| What to do |
Using the listing below, please gather every line containing the word "this".

| Entries supplied |

____________________

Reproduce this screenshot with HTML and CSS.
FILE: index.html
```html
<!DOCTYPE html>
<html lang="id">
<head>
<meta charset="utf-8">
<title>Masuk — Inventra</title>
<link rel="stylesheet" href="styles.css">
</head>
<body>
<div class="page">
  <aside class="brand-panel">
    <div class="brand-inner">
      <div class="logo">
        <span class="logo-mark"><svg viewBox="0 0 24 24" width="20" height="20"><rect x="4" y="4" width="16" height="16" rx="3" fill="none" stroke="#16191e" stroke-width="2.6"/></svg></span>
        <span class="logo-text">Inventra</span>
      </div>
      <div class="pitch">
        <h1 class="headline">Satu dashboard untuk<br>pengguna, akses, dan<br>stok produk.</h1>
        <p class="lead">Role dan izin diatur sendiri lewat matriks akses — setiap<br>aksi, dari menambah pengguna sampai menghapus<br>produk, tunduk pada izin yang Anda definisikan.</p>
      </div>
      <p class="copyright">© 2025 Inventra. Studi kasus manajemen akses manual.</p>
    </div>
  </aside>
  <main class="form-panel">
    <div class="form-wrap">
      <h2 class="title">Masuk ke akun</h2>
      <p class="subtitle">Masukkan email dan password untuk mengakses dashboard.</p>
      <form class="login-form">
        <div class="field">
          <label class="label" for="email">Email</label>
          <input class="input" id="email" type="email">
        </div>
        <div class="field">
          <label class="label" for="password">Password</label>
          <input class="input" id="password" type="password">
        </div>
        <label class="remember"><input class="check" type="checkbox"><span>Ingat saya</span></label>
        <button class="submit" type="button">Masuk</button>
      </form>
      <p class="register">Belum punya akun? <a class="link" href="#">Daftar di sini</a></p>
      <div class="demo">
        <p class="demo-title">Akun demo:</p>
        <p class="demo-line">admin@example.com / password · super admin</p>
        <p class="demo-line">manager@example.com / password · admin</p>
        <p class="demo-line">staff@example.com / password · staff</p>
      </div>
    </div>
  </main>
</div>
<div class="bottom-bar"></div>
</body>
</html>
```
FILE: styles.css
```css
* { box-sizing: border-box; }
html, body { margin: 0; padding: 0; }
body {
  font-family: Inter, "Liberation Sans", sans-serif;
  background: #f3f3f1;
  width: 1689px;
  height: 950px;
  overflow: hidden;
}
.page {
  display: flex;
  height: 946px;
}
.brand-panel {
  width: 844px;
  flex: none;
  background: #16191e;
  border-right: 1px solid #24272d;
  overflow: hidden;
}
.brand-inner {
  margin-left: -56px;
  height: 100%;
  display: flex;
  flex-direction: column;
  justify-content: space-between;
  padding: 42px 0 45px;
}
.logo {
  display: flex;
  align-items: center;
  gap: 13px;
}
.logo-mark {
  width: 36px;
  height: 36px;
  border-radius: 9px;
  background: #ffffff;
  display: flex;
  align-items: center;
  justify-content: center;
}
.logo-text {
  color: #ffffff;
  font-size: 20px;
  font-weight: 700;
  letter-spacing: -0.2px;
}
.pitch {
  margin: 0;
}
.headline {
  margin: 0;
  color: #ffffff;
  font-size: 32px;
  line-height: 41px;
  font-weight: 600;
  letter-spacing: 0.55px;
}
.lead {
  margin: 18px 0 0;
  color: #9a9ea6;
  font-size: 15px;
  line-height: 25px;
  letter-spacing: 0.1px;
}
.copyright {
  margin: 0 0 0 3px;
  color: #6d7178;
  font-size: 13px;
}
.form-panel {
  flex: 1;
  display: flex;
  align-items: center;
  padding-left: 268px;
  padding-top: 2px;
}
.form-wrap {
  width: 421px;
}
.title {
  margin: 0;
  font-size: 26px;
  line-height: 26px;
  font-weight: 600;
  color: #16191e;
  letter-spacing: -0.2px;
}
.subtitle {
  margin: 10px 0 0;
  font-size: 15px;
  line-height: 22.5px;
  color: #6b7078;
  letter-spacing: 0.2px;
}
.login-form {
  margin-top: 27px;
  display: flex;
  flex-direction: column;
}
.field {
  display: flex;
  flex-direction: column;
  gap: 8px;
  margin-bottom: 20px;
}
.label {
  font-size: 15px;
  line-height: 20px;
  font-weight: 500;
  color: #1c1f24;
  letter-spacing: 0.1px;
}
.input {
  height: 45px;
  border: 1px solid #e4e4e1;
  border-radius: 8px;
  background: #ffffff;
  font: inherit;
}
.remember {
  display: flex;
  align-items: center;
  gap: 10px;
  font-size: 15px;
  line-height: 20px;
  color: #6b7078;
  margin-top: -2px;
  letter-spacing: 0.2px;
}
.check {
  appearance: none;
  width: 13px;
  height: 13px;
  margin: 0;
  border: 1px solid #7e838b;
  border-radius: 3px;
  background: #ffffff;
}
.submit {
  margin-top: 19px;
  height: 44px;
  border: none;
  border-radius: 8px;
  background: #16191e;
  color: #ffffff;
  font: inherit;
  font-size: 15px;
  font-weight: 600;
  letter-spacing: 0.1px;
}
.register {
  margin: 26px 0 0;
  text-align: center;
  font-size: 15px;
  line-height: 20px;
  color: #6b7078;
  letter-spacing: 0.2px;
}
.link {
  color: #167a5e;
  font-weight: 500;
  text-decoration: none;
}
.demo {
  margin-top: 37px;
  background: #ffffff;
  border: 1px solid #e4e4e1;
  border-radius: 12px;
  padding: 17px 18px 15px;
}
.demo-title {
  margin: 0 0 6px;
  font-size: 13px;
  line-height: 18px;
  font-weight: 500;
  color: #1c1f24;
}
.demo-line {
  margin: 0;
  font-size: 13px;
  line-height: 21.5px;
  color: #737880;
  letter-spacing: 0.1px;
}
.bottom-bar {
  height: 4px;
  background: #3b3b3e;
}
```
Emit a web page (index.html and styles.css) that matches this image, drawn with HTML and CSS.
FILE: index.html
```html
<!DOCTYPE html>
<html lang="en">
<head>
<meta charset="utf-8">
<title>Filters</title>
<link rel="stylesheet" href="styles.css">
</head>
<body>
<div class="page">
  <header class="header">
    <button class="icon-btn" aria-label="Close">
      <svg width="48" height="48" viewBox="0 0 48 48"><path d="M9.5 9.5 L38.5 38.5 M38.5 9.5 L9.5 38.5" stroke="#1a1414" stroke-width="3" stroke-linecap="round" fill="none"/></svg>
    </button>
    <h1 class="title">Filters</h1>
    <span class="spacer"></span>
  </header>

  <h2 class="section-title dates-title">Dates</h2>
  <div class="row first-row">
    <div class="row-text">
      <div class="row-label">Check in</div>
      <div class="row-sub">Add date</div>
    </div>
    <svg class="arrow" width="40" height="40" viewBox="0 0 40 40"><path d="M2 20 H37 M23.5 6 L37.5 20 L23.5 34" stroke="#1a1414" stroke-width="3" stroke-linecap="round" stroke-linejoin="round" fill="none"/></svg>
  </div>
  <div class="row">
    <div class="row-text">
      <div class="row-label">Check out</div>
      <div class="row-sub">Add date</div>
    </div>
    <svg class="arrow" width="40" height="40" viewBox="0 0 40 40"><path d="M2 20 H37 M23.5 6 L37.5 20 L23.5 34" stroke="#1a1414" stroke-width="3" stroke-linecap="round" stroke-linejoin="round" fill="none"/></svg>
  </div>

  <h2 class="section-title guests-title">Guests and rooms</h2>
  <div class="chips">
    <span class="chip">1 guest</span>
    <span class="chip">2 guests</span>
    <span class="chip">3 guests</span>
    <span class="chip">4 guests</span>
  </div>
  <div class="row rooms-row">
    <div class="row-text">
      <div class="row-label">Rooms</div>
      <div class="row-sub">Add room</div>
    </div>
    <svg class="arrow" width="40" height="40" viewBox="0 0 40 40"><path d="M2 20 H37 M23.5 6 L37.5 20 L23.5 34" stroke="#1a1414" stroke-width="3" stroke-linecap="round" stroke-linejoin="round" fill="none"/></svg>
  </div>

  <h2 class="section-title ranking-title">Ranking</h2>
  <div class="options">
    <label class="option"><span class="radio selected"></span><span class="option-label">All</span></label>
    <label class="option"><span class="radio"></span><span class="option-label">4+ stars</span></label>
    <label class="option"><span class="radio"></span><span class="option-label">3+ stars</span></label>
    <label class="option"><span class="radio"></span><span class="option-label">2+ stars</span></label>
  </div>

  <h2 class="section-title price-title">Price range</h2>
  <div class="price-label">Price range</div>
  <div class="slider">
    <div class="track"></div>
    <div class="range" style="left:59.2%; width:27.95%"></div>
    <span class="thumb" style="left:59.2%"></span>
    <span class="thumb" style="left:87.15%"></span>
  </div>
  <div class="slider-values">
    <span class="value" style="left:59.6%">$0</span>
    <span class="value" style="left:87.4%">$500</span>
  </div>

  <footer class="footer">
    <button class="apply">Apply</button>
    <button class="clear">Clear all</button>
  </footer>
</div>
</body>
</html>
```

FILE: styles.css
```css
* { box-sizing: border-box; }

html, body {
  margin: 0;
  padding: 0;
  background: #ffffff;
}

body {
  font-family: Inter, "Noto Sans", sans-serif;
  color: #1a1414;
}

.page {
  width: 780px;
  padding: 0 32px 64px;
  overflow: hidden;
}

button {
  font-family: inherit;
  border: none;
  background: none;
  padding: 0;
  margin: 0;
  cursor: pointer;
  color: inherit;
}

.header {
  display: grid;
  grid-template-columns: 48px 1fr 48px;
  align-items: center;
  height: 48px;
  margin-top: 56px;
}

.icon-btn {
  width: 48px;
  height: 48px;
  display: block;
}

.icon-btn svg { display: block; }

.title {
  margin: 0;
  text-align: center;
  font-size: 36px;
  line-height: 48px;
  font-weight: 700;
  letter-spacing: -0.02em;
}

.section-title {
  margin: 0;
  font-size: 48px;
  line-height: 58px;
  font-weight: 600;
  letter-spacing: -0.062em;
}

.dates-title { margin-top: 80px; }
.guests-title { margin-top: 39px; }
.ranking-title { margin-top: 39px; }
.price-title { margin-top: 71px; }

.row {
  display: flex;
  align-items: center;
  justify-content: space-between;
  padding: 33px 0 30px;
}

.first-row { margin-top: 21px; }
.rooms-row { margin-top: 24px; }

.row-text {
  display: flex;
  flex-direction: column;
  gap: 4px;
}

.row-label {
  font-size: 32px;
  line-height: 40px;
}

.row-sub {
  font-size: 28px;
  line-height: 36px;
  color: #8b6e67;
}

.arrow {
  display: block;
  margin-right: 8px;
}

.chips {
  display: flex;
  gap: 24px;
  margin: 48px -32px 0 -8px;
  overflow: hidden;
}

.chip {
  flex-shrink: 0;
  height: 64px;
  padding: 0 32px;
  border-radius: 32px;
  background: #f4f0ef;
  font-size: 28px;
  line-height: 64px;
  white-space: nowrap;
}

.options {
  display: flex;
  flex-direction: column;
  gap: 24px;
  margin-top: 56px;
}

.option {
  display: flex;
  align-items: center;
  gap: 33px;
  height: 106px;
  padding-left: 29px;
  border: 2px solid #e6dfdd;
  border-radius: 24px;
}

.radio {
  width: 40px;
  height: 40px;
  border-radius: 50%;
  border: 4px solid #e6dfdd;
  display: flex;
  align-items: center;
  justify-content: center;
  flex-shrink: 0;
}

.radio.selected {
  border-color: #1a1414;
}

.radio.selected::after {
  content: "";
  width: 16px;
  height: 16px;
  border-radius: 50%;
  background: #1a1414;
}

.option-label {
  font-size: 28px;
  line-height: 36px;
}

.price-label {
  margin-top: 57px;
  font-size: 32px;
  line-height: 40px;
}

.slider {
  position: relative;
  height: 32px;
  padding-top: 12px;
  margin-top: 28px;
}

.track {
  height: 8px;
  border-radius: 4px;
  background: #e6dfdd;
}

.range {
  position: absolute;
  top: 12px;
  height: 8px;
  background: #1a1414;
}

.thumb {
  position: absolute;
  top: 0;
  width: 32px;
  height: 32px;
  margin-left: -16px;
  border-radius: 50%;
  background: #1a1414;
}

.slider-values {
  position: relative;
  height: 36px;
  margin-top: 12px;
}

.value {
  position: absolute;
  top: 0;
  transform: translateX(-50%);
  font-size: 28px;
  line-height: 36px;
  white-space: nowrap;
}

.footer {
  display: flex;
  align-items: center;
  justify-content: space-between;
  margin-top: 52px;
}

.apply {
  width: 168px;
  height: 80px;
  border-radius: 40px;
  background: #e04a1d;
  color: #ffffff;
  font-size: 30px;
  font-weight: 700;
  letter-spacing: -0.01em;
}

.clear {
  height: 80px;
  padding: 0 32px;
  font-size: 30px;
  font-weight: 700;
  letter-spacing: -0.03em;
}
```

____________________

| Written response |
Reproduce this screenshot with HTML and CSS.
Emit a web page (index.html and styles.css) that matches this image, drawn with HTML and CSS.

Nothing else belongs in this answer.